** BEGIN Dataset rows **

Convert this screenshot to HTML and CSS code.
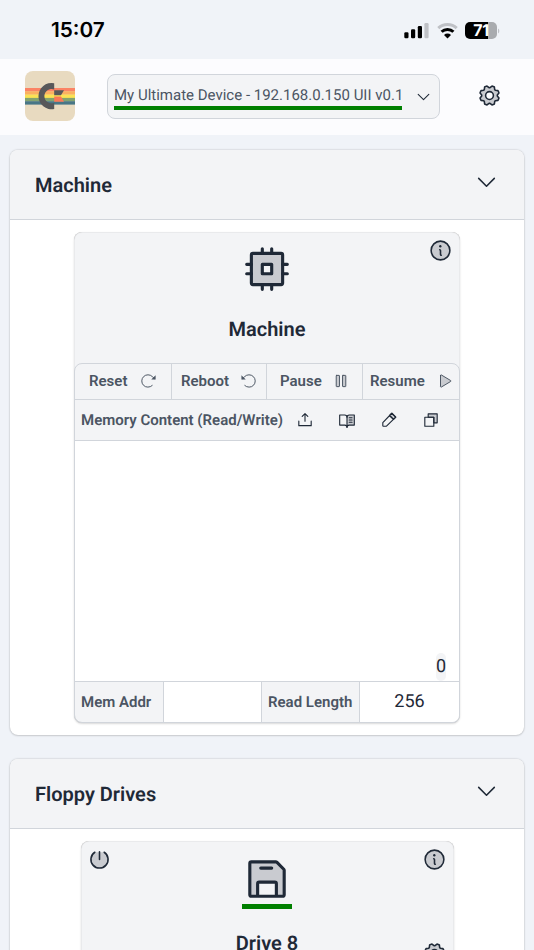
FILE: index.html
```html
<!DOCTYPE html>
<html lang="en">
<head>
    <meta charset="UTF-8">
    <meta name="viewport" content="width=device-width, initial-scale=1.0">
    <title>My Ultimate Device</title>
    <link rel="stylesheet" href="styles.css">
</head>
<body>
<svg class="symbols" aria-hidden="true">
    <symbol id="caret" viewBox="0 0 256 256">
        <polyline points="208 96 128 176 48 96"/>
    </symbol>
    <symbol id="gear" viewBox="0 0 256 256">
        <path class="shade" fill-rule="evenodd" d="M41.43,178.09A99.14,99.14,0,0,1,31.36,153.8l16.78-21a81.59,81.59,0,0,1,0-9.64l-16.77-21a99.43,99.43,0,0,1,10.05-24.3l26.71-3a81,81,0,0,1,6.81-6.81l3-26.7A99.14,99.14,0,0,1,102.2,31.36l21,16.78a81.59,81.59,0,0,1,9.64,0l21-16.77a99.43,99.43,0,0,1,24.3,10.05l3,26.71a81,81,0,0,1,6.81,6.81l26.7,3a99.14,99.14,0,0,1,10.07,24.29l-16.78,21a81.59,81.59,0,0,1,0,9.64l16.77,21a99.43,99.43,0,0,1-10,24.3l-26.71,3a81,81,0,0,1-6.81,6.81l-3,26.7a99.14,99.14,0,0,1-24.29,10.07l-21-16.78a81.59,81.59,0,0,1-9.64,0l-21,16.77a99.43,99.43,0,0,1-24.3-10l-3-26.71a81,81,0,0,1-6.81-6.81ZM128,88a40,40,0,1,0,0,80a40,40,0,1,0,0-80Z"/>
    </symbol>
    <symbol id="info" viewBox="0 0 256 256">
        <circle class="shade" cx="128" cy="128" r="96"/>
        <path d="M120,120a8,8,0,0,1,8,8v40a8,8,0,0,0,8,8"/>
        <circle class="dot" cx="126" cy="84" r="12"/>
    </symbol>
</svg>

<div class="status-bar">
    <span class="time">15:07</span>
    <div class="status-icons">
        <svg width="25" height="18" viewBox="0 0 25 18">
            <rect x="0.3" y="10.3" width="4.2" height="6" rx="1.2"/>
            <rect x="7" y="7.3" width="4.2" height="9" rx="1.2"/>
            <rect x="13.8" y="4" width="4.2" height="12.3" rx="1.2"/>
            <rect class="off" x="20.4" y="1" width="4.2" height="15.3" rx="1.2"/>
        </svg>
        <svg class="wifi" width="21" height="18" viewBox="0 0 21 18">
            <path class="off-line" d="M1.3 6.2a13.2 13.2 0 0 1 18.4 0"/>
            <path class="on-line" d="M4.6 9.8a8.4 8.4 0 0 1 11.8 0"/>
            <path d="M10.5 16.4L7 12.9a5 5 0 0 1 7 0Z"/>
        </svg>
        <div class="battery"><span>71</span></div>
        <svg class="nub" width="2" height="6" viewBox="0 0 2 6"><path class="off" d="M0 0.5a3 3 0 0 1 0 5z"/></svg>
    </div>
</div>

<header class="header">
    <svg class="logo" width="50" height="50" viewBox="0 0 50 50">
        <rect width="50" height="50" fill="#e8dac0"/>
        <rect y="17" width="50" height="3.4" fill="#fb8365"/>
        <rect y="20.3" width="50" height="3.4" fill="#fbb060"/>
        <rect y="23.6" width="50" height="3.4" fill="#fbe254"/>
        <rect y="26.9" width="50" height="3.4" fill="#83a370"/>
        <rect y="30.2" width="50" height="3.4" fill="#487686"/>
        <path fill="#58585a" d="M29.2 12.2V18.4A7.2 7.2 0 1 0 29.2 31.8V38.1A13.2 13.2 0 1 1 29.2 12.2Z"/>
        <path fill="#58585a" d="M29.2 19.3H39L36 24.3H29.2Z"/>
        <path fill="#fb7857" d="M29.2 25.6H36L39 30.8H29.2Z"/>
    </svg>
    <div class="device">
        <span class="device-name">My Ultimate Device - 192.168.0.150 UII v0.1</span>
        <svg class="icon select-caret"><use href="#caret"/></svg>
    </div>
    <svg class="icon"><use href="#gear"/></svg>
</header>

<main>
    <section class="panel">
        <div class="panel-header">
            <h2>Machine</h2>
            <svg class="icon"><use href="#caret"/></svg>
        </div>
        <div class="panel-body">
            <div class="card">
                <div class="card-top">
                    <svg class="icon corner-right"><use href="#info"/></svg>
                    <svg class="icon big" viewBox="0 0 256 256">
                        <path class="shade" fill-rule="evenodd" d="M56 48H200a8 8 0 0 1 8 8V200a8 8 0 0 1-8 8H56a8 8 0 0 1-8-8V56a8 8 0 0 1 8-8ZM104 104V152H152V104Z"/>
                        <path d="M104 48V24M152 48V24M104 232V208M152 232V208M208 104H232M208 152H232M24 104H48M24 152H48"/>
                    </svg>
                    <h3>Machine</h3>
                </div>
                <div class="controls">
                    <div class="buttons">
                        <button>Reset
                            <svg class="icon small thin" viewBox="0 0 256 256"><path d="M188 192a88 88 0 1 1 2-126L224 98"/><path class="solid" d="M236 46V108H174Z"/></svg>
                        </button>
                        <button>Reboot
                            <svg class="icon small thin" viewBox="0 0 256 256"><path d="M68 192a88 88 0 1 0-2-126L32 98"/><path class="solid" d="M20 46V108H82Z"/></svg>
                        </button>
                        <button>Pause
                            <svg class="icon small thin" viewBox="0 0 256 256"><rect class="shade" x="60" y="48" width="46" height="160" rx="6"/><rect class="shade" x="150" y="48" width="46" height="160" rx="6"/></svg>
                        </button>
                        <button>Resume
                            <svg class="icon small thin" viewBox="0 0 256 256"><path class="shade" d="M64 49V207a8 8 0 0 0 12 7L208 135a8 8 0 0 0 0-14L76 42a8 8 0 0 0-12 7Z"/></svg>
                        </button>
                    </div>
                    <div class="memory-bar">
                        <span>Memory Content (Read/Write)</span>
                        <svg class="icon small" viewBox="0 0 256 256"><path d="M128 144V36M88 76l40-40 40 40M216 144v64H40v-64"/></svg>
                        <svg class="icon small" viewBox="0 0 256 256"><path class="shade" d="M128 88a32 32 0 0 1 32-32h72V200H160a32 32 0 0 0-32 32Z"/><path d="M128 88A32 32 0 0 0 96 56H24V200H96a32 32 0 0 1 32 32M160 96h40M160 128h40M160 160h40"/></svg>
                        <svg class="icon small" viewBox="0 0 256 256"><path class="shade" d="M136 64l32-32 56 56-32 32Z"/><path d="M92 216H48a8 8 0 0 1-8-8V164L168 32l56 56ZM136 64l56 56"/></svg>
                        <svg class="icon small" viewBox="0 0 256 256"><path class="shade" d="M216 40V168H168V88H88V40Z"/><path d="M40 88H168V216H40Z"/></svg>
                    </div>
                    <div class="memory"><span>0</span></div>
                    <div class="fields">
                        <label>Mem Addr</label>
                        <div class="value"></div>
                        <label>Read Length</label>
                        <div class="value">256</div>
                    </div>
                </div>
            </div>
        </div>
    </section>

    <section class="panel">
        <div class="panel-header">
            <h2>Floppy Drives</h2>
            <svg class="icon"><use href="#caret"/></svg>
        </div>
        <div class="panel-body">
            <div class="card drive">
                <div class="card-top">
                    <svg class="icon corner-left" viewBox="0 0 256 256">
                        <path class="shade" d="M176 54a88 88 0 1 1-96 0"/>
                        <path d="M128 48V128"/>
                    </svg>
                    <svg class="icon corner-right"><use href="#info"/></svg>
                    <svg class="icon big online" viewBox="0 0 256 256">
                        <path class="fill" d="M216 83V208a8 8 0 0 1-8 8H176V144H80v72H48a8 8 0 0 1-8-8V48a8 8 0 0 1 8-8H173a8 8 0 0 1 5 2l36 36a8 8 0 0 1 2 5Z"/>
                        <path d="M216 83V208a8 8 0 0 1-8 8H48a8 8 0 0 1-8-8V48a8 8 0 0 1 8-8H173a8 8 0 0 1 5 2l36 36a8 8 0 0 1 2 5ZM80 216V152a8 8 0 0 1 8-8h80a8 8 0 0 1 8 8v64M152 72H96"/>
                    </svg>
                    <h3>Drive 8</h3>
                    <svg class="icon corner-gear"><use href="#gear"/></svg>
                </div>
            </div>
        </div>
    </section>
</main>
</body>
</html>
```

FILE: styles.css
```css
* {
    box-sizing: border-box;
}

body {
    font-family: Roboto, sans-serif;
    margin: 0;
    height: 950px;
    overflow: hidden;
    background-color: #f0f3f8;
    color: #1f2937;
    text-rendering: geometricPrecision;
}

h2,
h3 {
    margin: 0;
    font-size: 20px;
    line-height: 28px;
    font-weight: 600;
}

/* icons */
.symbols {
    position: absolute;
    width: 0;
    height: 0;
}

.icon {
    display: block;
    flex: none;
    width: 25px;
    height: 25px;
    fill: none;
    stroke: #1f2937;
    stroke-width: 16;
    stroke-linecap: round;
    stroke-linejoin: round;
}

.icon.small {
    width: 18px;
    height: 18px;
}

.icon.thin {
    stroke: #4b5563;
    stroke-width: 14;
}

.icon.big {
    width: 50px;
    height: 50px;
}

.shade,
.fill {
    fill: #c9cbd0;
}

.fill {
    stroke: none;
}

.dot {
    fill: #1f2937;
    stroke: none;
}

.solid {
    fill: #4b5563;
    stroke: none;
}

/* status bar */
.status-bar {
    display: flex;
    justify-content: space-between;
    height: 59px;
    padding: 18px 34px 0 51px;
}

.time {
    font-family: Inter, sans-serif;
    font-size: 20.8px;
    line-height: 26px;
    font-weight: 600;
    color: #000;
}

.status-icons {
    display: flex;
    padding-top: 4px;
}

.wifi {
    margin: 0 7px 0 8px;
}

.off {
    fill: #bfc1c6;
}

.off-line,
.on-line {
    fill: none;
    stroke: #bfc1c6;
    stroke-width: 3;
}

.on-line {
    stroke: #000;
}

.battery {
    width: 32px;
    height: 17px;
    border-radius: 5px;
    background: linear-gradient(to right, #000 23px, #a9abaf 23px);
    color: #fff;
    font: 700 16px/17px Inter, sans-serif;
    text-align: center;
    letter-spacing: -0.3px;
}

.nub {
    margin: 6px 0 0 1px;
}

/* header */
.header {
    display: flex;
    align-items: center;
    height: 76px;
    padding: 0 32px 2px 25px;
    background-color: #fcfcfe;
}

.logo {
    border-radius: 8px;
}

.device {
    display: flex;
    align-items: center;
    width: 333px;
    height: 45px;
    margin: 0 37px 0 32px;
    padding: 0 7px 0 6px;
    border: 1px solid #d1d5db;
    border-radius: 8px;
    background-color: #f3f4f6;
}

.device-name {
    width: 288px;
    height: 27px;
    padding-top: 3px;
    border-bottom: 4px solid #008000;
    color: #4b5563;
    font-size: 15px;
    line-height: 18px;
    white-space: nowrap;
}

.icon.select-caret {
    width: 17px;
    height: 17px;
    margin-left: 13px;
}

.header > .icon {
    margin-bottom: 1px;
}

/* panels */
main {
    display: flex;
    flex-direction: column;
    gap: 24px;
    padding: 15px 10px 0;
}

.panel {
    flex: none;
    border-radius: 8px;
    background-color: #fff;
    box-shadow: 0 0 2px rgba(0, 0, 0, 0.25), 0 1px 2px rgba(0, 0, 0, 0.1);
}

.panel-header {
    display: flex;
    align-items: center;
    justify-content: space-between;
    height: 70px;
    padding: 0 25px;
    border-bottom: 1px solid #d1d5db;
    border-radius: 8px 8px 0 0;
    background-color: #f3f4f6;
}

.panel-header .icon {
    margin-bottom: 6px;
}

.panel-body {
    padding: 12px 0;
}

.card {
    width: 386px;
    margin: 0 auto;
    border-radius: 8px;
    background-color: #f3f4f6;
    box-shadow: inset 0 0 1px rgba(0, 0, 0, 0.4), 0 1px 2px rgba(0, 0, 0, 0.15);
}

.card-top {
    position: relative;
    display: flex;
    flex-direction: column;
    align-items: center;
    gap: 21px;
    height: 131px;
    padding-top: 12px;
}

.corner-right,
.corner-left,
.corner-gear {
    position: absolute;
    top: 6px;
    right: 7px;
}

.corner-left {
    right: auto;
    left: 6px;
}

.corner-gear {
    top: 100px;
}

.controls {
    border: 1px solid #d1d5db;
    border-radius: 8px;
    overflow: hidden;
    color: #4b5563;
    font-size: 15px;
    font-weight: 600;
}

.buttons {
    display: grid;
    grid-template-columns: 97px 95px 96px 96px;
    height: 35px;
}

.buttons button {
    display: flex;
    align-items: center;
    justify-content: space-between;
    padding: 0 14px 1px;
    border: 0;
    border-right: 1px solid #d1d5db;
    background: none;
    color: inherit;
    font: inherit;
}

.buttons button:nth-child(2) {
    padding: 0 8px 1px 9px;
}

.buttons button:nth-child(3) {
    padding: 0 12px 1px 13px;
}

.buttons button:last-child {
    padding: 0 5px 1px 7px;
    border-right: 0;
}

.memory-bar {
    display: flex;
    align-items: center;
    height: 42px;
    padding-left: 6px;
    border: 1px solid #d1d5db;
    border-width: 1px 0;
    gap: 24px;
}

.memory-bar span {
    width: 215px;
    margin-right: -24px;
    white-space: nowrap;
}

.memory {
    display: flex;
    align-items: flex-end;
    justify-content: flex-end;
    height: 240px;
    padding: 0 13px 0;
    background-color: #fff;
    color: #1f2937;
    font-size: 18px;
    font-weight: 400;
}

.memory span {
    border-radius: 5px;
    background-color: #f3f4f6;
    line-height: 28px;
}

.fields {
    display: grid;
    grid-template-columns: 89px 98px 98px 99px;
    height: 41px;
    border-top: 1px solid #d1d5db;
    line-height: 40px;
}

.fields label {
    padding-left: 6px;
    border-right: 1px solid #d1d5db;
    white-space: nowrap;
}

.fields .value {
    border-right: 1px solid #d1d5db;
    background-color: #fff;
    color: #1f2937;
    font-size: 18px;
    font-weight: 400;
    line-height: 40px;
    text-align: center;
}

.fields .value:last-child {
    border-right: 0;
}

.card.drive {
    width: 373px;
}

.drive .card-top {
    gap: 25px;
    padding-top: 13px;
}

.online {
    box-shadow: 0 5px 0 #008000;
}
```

** END Dataset rows **
** BEGIN Dataset rows **

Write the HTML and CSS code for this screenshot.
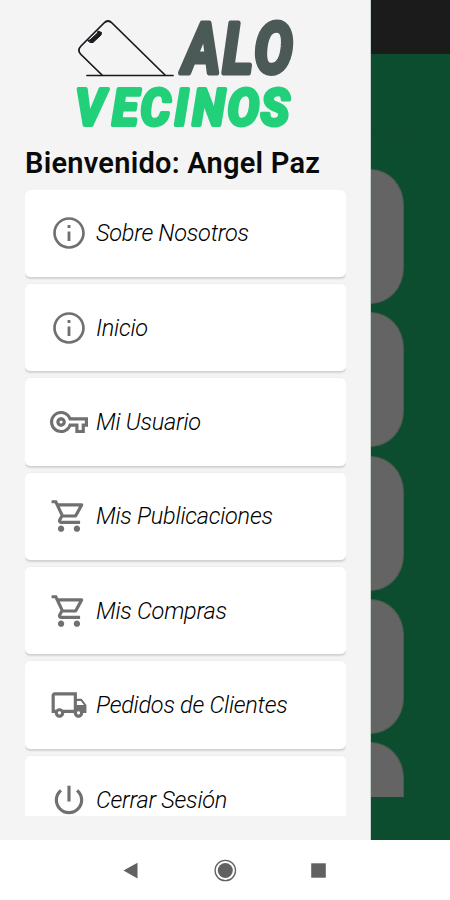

** END Dataset rows **

## Exercise task
Copy all lines from the material that include "Write".

## Solution for this exercise
                        <span>Memory Content (Read/Write)</span>
Write the HTML and CSS code for this screenshot.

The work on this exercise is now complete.